There is a positive duty of disclosure in business insurance because the proposer has full knowledge about the subject matter of insurance, and the insurer relies on this information to assess the risk.
What did Scrutton, LJ, state about the duty of disclosure in Rozanes v. Bowen (1928)?
Scrutton, LJ, stated that as the underwriter knows nothing and the proposer knows everything, it is the duty of the assured to make a full disclosure to the underwriter without being asked of all the material circumstances.
What happens if the insured’s agent breaches the fair presentation duty in non-consumer (business) insurance?

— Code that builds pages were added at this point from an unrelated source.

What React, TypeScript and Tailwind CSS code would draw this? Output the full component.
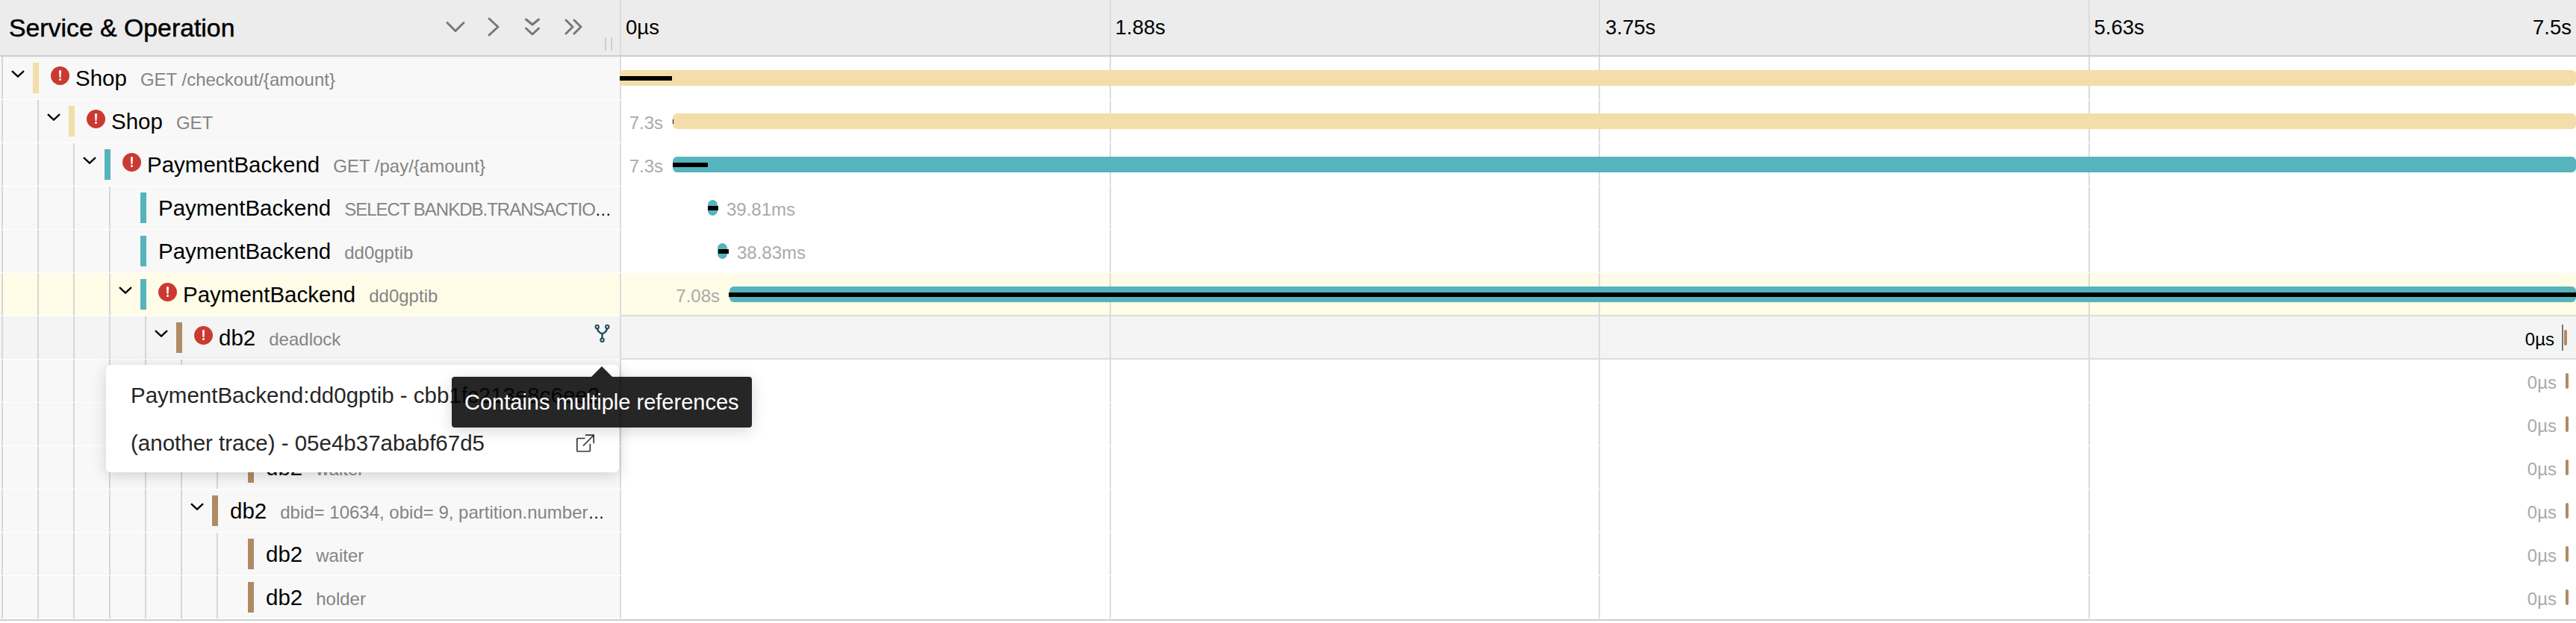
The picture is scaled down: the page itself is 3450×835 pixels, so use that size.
import React from "react";

type Row = {
  lvl: number;
  color: string;
  name: string;
  sub: string;
  err?: boolean;
  kids?: boolean;
  bar: [number, number];
  black?: [number, number];
  label?: string;
  labelX?: number;
  labelSide?: "l" | "r";
  kind?: "sel" | "hover";
  refs?: boolean;
  tight?: boolean;
};

const YEL = "#f3dda8";
const TEAL = "#56b4bc";
const BRN = "#b08a63";
const SUB = "dbid= 10634, obid= 9, partition.number= 72057594046709760, lock mode= X";

const tail = (lvl: number): Partial<Row> => ({ bar: [3436, 4], label: "0µs", labelX: 3424, labelSide: "l", lvl });

const rows: Row[] = [
  { lvl: 0, color: YEL, name: "Shop", sub: "GET /checkout/{amount}", err: true, kids: true, bar: [830, 2620], black: [830, 70] },
  { lvl: 1, color: YEL, name: "Shop", sub: "GET", err: true, kids: true, bar: [901, 2549], black: [901, 1], label: "7.3s", labelX: 888, labelSide: "l" },
  { lvl: 2, color: TEAL, name: "PaymentBackend", sub: "GET /pay/{amount}", err: true, kids: true, bar: [901, 2549], black: [901, 47], label: "7.3s", labelX: 888, labelSide: "l" },
  { lvl: 3, color: TEAL, name: "PaymentBackend", sub: "SELECT BANKDB.TRANSACTIONS WHERE ID = ?", tight: true, bar: [948, 13], black: [948, 14], label: "39.81ms", labelX: 973, labelSide: "r" },
  { lvl: 3, color: TEAL, name: "PaymentBackend", sub: "dd0gptib", bar: [961, 13], black: [962, 14], label: "38.83ms", labelX: 987, labelSide: "r" },
  { lvl: 3, color: TEAL, name: "PaymentBackend", sub: "dd0gptib", err: true, kids: true, bar: [977, 2473], black: [976, 2474], label: "7.08s", labelX: 964, labelSide: "l", kind: "sel" },
  { lvl: 4, color: BRN, name: "db2", sub: "deadlock", err: true, kids: true, bar: [3434, 4], label: "0µs", labelX: 3421, labelSide: "l", kind: "hover", refs: true },
  { ...tail(5), color: BRN, name: "db2", sub: SUB, kids: true } as Row,
  { ...tail(6), color: BRN, name: "db2", sub: "holder" } as Row,
  { ...tail(6), color: BRN, name: "db2", sub: "waiter" } as Row,
  { ...tail(5), color: BRN, name: "db2", sub: SUB, kids: true } as Row,
  { ...tail(6), color: BRN, name: "db2", sub: "waiter" } as Row,
  { ...tail(6), color: BRN, name: "db2", sub: "holder" } as Row,
];

function ErrorIcon() {
  return (
    <svg viewBox="0 0 25 25" className="w-[25px] h-[25px] shrink-0 mt-[13px] mr-[8px]">
      <circle cx="12.5" cy="12.5" r="12.5" fill="#cb3a31" />
      <path d="M11 6.6a1.5 1.5 0 0 1 3 0l-.5 7.6a1 1 0 0 1-2 0z" fill="#fff" />
      <circle cx="12.5" cy="17.6" r="1.5" fill="#fff" />
    </svg>
  );
}

function Chevron() {
  return (
    <svg viewBox="0 0 18 10" className="w-[18px] h-[10px] mt-[18px] ml-[11px]" fill="none" stroke="#000" strokeWidth="2.4">
      <path d="M1 1.2l8 7.4 8-7.4" />
    </svg>
  );
}

function RefsIcon() {
  return (
    <svg viewBox="0 0 21 24" className="w-[21px] h-[24px] shrink-0 mt-[11px] mr-[13px] ml-[4px]" fill="none" stroke="#1d4b5b" strokeWidth="2">
      <circle cx="3.7" cy="3" r="2.2" />
      <circle cx="17.3" cy="3" r="2.2" />
      <circle cx="10.5" cy="20.8" r="2.2" />
      <path d="M3.9 5.2Q4.6 10.5 10.5 12.4Q16.4 10.5 17.1 5.2M10.5 12.4V18.6" strokeWidth="2.4" />
    </svg>
  );
}

function ExternalIcon() {
  return (
    <svg viewBox="0 0 24 24" className="w-[24px] h-[24px] shrink-0" fill="none" stroke="#333" strokeWidth="1.7">
      <path d="M11.5 5.5H2a1.2 1.2 0 0 0-1.2 1.2v15.1A1.2 1.2 0 0 0 2 23h15.1a1.2 1.2 0 0 0 1.2-1.2V13" />
      <path d="M9 15.5L23 1.5M12 1.2h11.2v11" />
    </svg>
  );
}

function Grid() {
  return (
    <div className="flex h-full">
      <div className="w-[655.5px] shrink-0 border-l-2 border-[#dcdcdc]" />
      <div className="w-[655.5px] shrink-0 border-l-2 border-[#dcdcdc]" />
      <div className="w-[655.5px] shrink-0 border-l-2 border-[#dcdcdc]" />
      <div className="flex-1 border-l-2 border-[#dcdcdc]" />
    </div>
  );
}

function TreeCell({ r }: { r: Row }) {
  const bg = r.kind === "sel" ? "bg-[#fffce8]" : r.kind === "hover" ? "bg-[#f4f4f4]" : "bg-[#f8f8f8]";
  const guides = Array.from({ length: r.lvl });
  return (
    <div className={`w-[830px] shrink-0 h-full flex pl-[2px] ${bg}`}>
      {guides.map((_, i) => (
        <div key={i} className="w-[48px] shrink-0 h-full border-l-2 border-[#d6d6d6]" />
      ))}
      <div className="w-[42px] shrink-0 h-full border-l-2 border-[#d6d6d6]">{r.kids && <Chevron />}</div>
      <div className="w-[8px] h-[41px] mt-[8px] shrink-0" style={{ backgroundColor: r.color }} />
      <div className="ml-[16px] flex min-w-0 flex-1">
        {r.err && <ErrorIcon />}
        <div className="flex-1 min-w-0 truncate text-[22px] leading-[41px] mt-[8px] text-black mr-[7px]">
          <span className="text-[29.5px]">{r.name}</span>
          <span className={`text-[24px] text-[#848484] ml-[18px] ${r.tight ? "tracking-[-1px]" : ""}`}>{r.sub}</span>
        </div>
      </div>
      {r.refs && <RefsIcon />}
    </div>
  );
}

function TimeCell({ r }: { r: Row }) {
  const bg = r.kind === "sel" ? "bg-[#fffce8]" : r.kind === "hover" ? "bg-[#f4f4f4]" : "bg-white";
  const rad = r.bar[1] < 10 ? "rounded-[3px]" : r.bar[1] < 20 ? "rounded-[7px]" : "rounded-[6px]";
  return (
    <div className={`relative flex-1 h-full ${bg}`}>
      <Grid />
      <div
        className={`absolute top-[18px] h-[21px] ${rad}`}
        style={{ left: r.bar[0] - 830, width: r.bar[1], backgroundColor: r.color }}
      />
      {r.black && (
        <div className="absolute top-[26px] h-[6px] bg-black" style={{ left: r.black[0] - 830, width: r.black[1] }} />
      )}
      {r.label && (
        <span
          className={`absolute top-[15px] text-[24px] leading-[32px] ${r.kind === "hover" ? "text-black" : "text-[#aaaaaa]"}`}
          style={
            r.labelSide === "l"
              ? { right: 2620 - (r.labelX! - 830) }
              : { left: r.labelX! - 830 }
          }
        >
          {r.label}
        </span>
      )}
      {r.kind === "hover" && <div className="absolute top-[11px] h-[35px] w-[2px] bg-[#777777]" style={{ left: 3431 - 830 }} />}
      {r.kind === "hover" && <div className="absolute inset-x-0 top-[-2px] h-[2px] bg-[#dddddd]" />}
      {r.kind === "hover" && <div className="absolute inset-x-0 bottom-[-1px] h-[2px] bg-[#dddddd]" />}
    </div>
  );
}

function HeaderIcons() {
  const cls = "w-[32px] h-[32px] shrink-0";
  return (
    <div className="flex items-center mt-[-2px]">
      <svg viewBox="0 0 32 32" className={cls} fill="none" stroke="#777" strokeWidth="3" strokeLinecap="round" strokeLinejoin="round">
        <path d="M5 10.5l11 11 11-11" />
      </svg>
      <svg viewBox="0 0 32 32" className={`${cls} ml-[19px]`} fill="none" stroke="#777" strokeWidth="3" strokeLinecap="round" strokeLinejoin="round">
        <path d="M10 5l12 11-12 11" />
      </svg>
      <svg viewBox="0 0 32 32" className={`${cls} ml-[20px]`} fill="none" stroke="#777" strokeWidth="3" strokeLinecap="round" strokeLinejoin="round">
        <path d="M7.5 6l8.5 7 8.5-7M7.5 18l8.5 8 8.5-8" />
      </svg>
      <svg viewBox="0 0 32 32" className={`${cls} ml-[23px]`} fill="none" stroke="#777" strokeWidth="3" strokeLinecap="round" strokeLinejoin="round">
        <path d="M6 7l9 9-9 9M17 7l9 9-9 9" />
      </svg>
    </div>
  );
}

export default function App() {
  return (
    <div className="relative w-[3450px] font-['Liberation_Sans',sans-serif] bg-white">
      {/* header */}
      <div className="flex h-[76px] bg-[#ececec] border-b-2 border-[#cccccc]">
        <div className="relative w-[830px] shrink-0 flex items-center pl-[12px] pr-[46px]">
          <span className="text-[33.8px] text-black flex-1 [-webkit-text-stroke:0.5px_#000]">Service &amp; Operation</span>
          <HeaderIcons />
          <div className="absolute right-[10px] bottom-[6px] h-[18px] w-[10px] border-x-2 border-[#cfcfcf]" />
        </div>
        <div className="flex flex-1 text-[27.5px] text-black">
          <div className="w-[655.5px] shrink-0 border-l-2 border-[#dcdcdc] pl-[6px] leading-[74px]">0µs</div>
          <div className="w-[655.5px] shrink-0 border-l-2 border-[#dcdcdc] pl-[6px] leading-[74px]">1.88s</div>
          <div className="w-[655.5px] shrink-0 border-l-2 border-[#dcdcdc] pl-[7px] leading-[74px]">3.75s</div>
          <div className="flex-1 border-l-2 border-[#dcdcdc] pl-[6px] pr-[6px] leading-[74px] flex justify-between">
            <span>5.63s</span>
            <span>7.5s</span>
          </div>
        </div>
      </div>

      {/* rows */}
      {rows.map((r, i) => (
        <div key={i} className="flex h-[58px] border-b border-white">
          <TreeCell r={r} />
          <TimeCell r={r} />
        </div>
      ))}
      <div className="h-[2px] bg-[#cccccc]" />

      {/* references popover */}
      <div className="absolute left-[142px] top-[489px] w-[687px] pt-[9px] pb-[7px] bg-white rounded-[6px] shadow-[0_4px_20px_rgba(0,0,0,0.16)] text-[29.5px] text-[#262626]">
        <div className="h-[64px] flex items-center pl-[33px] pr-[33px] whitespace-nowrap">
          <span>PaymentBackend:dd0gptib - cbb1fc213e8c6ee2</span>
        </div>
        <div className="h-[64px] flex items-center justify-between pl-[33px] pr-[33px] whitespace-nowrap">
          <span>(another trace) - 05e4b37ababf67d5</span>
          <ExternalIcon />
        </div>
      </div>

      {/* tooltip */}
      <div className="absolute left-[605px] top-[505px] w-[402px] h-[68px] pt-[2px] rounded-[4px] bg-[rgba(0,0,0,0.85)] shadow-[0_4px_20px_rgba(0,0,0,0.16)] flex items-center pl-[17px] text-[29px] text-white whitespace-nowrap">
        <div className="absolute left-[187px] top-[-14px] w-0 h-0 border-x-[14px] border-b-[14px] border-x-transparent border-b-[rgba(0,0,0,0.85)]" />
        Contains multiple references
      </div>
    </div>
  );
}
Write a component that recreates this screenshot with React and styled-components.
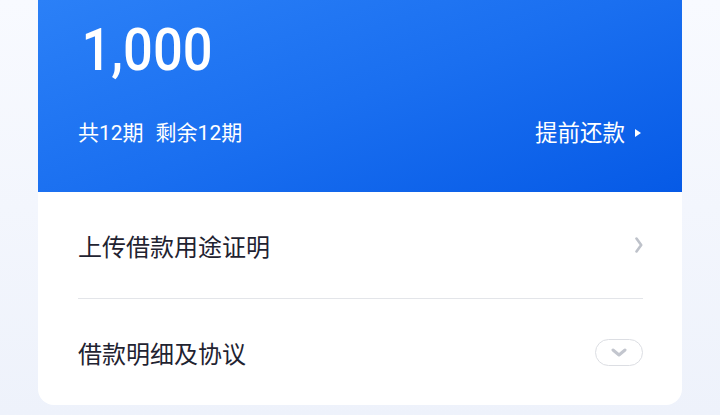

If the insured’s agent breaches the fair presentation duty, the insurer can seek remedy for the breach.
How does common law treat misrepresentation by an agent?
In common law, a person is responsible for the acts of their agent. Therefore, a careless or reckless misrepresentation by an agent is treated as if it had been made by the principal.
When is an intermediary considered the insurer’s agent under the 2012 Act?
An intermediary is considered the insurer’s agent if the intermediary:
Is the appointed representative of the insurer.
Collects information from the consumer with express authority from the insurer to do so.
Has authority to bind the insurer to cover and does so.
What is the essential duty in non-consumer (business) insurance regarding the disclosure of material facts?
The essential duty is to disclose all facts or circumstances that are material to the risk.
What does ‘influence the judgment’ mean in the context of material facts?
‘Influence the judgment’ means that the fact must be one which a typical, reasonable underwriter would want to know about when forming their opinion of the risk. It does not require proving that a reasonable insurer would have declined the risk or asked for a higher premium if the full facts were known.
Under the Consumer Insurance (Disclosure and Representations) Act 2012, when can an insurer seek remedy for a breach of duty?
An insurer can seek remedy for breach of the duty only if the misrepresentation was caused by the consumer’s failure to exercise reasonable care not to make a misrepresentation, and if the insurer proves inducement.